Davos pointed that Mel seeing the death of Renly in a vision and his victory against Stannis in another vision was a complete BS. Stannis answered like a parrot repeating Mel’s feeble lies.

 

Therefore, it seems like the only vision Mel saw was the defeat of Stannis, which happened as she saw, and she lied about Renly and Cortnay.

 

One can say that her feeble maneuvers to avert the vision of the defeat of Stannis made that vision come true. This is in complete agreement with the SSM at the start.

 

Maggy and Cersei

 

So, what can we conclude for Maggy’s prophecy?

 

Cersei believes that Tyrion is the valonqar and Margaery is the younger and more beautiful queen in the prophecy of Maggy. She is obviously wrong because all the hints show that Jaime will be the valonqar and there are some really good candidates for the queen to undo Cersei (Sansa, Dany, Arianne etc.)

 

“It is just . . . the maegi knew how many children I would have, and she knew of Robert’s bastards. Years before he’d sired even the first of them, she knew. She promised me I should be queen, but said another queen would come . . .” Younger and more beautiful, she said. “. . . another queen, who would take from me all I loved.”

“And you wish to forestall this prophecy?”

More than anything, she thought. Can it be forestalled?”

“Oh, yes. Never doubt that.”

“How?”

“I think Your Grace knows how.”

She did. I knew it all along, she thought. Even in the tent. “If she tries I will have my brother kill her.”

 

Cersei told (almost) everything to Qyburn and she asked him whether the prophecy can be forestalled. I think it is very unlikely that Qyburn does not know anything about prophecies and Gorghan’s Rule. So, why did Qyburn tell her that it was possible and trick her into scheming to kill Margaery, which turned out to be a disaster?

 

According to the SSM, Cersei’s feeble attempts to kill the would-be younger and more beautiful queen should end up making the prophecy come true. In fact, her machinations to kill Margaery led to the Walk of Shame, which took away her beauty, something she held dear. The small folk mocked her body and she realized that she was no longer the beauty she had been. She is now soiled goods as Kevan put it.

 

If Maggy’s prophecy will proceed like this, what about Joffrey’s death? It looks like Cersei did not do anything (to stop the prophecy) before the death of Joffrey to cause it (according to the SSM at the start). It might be argued that her accusation of Tyrion (the would-be valonqar according to her) led to the death of her father.
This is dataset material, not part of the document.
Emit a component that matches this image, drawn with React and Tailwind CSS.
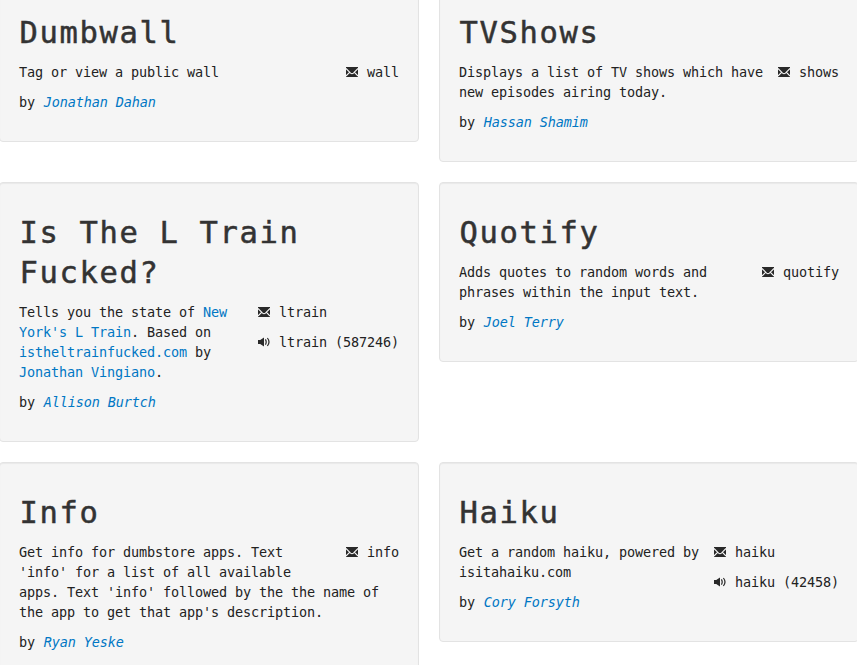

He can be said to be something she held dear as well.

 

I think there is a good possibility that Cersei tried to poison Tyrion in the purple wedding to get rid of the valonqar for good and the poison meant for Tyrion ended up killing Joffrey, something that is in complete accordance with the notion of GRRM at the SSM given above.


Edited by Paper Waver, 28 July 2014 - 12:07 AM.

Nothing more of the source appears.